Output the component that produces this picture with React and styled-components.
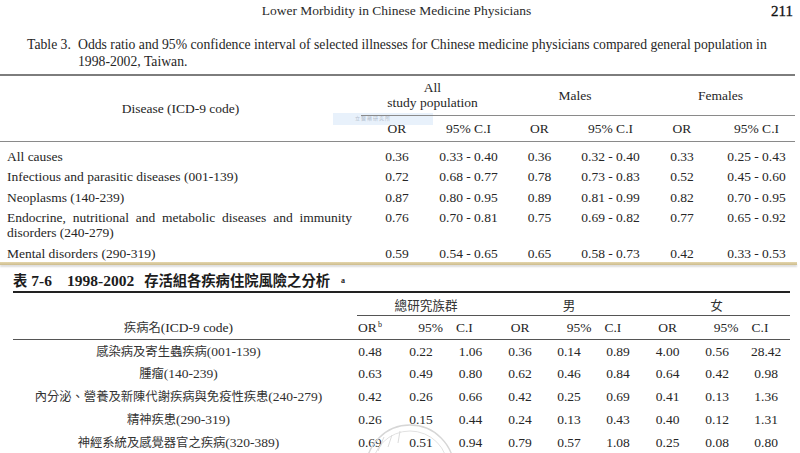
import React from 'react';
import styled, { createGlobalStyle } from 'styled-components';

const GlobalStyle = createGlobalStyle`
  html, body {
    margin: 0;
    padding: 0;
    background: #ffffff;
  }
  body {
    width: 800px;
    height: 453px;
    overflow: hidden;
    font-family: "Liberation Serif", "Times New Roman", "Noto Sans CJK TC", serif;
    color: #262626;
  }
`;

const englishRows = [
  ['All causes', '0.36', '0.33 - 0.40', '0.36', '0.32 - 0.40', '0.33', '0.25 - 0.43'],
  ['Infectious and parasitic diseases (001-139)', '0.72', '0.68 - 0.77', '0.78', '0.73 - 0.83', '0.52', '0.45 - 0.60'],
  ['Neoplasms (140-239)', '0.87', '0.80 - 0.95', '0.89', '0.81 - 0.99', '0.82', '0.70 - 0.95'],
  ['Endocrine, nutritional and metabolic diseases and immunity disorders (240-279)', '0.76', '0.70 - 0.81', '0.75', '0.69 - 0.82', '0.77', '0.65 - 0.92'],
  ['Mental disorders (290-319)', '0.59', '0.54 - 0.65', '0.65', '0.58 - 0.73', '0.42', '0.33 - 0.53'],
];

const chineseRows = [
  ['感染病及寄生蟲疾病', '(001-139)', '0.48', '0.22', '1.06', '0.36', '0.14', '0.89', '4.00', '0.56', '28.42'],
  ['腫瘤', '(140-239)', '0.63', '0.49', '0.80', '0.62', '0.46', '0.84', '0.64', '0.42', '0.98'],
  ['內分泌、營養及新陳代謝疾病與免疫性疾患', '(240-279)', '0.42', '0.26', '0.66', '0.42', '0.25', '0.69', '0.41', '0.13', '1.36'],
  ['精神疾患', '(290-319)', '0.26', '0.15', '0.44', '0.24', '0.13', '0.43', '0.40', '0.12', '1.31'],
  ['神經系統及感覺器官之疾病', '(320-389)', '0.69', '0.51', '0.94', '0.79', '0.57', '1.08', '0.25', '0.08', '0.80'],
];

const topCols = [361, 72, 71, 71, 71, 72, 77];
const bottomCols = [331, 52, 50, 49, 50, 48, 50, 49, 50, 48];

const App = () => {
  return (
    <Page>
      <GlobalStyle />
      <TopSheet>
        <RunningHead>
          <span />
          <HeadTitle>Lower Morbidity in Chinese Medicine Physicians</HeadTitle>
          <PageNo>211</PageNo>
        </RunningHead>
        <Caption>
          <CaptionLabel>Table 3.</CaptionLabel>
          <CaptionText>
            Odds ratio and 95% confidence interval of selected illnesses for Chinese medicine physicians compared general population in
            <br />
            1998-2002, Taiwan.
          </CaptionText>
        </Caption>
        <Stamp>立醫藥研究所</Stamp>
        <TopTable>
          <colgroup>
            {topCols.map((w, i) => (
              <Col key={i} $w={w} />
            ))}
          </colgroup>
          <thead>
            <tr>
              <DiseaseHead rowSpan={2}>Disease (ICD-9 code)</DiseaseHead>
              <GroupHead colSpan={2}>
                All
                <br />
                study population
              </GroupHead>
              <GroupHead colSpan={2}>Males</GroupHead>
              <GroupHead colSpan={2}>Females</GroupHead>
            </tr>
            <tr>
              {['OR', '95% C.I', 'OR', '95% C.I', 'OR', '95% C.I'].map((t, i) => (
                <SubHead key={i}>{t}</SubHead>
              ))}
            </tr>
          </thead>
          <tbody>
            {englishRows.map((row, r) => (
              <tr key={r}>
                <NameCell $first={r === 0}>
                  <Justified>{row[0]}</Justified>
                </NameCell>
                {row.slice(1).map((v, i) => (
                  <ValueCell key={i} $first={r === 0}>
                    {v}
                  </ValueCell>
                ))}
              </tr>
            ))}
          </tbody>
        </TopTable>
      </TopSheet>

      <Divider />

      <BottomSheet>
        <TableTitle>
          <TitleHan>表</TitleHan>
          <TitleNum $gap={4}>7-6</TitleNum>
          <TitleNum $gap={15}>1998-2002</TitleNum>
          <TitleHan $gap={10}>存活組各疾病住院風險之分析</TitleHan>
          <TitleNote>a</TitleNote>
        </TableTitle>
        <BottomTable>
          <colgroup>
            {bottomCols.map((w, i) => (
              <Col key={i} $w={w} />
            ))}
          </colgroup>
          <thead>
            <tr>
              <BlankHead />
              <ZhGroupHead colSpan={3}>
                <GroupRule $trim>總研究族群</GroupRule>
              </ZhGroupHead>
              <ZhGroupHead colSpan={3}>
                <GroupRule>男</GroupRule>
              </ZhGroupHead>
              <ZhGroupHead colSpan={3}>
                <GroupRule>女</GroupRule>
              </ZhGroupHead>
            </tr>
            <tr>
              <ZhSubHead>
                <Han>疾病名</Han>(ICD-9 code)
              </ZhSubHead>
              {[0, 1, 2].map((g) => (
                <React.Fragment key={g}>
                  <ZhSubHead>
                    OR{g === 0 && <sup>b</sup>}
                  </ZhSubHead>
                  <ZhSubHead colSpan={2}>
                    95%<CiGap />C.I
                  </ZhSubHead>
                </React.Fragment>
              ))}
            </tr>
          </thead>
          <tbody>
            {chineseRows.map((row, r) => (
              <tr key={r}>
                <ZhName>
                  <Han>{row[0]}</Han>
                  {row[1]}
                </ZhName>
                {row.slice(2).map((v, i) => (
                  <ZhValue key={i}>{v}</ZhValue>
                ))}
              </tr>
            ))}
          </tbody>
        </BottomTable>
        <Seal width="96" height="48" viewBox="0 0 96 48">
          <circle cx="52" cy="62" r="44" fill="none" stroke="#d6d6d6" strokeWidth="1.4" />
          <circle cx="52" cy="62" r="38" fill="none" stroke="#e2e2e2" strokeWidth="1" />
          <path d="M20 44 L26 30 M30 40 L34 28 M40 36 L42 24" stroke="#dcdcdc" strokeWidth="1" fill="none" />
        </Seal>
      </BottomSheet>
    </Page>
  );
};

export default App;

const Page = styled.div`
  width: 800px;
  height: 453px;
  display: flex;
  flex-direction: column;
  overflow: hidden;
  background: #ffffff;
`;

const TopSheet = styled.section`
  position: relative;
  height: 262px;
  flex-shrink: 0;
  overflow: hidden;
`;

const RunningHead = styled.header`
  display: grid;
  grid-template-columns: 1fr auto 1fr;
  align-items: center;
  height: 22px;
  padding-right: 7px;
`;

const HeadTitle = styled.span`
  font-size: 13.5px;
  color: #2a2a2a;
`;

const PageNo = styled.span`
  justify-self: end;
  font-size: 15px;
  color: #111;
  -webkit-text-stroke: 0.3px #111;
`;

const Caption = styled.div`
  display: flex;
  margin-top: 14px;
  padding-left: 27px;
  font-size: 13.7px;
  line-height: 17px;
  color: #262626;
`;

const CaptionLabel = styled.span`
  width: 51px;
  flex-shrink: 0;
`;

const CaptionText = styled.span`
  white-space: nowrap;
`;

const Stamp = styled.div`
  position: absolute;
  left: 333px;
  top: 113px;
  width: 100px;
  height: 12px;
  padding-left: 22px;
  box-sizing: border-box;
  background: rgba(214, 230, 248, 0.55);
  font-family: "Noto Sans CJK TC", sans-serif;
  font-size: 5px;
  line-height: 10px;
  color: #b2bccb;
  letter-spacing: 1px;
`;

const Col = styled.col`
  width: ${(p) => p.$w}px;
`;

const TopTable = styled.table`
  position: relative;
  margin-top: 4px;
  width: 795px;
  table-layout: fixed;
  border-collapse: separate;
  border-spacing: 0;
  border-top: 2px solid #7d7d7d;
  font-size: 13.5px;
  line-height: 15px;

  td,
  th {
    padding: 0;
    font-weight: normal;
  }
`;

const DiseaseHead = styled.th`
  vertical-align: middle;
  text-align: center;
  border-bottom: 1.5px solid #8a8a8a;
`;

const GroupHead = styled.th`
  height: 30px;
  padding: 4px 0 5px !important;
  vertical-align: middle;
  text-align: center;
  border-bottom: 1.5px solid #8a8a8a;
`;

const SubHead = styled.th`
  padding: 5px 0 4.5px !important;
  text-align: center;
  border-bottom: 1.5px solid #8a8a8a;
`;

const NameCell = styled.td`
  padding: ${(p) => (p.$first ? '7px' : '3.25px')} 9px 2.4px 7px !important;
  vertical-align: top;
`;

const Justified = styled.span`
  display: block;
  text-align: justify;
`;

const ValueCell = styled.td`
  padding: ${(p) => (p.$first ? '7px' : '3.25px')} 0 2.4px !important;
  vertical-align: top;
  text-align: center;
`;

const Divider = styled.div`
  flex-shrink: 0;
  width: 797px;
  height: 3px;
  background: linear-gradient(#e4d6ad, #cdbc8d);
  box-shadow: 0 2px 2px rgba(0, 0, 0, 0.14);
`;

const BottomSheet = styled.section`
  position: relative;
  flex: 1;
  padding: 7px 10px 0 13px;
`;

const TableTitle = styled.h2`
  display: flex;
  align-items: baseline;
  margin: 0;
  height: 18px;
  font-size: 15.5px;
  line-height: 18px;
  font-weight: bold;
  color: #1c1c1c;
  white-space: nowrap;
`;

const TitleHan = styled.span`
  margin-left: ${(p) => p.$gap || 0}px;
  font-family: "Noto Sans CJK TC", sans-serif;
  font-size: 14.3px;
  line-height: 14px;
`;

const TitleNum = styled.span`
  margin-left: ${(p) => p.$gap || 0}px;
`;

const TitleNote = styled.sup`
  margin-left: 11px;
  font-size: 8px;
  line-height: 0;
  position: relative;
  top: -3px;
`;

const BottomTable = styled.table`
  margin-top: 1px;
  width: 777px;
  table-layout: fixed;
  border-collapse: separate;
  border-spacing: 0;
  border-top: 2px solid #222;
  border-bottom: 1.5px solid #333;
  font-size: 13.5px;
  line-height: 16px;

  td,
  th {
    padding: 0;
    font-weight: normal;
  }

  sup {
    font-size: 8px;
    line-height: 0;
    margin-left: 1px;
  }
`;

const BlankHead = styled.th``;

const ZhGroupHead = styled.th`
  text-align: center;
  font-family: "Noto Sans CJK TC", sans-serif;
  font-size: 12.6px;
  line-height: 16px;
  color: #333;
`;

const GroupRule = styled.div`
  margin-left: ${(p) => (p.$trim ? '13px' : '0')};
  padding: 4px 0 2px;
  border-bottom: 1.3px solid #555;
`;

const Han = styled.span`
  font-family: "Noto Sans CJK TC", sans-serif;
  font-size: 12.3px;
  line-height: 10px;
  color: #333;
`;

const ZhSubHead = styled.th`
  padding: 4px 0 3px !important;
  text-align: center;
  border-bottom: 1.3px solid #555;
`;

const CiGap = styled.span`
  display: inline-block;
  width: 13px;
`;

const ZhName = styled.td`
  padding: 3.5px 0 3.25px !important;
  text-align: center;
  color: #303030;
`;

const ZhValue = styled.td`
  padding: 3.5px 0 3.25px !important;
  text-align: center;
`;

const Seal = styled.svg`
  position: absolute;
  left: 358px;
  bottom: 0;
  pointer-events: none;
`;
● ● ● ● ● ● ●
Directions for this task: Copy out every line of the data that includes "components".

Solution to the exercise:
Output the component that produces this picture with React and styled-components.
import styled, { createGlobalStyle } from 'styled-components';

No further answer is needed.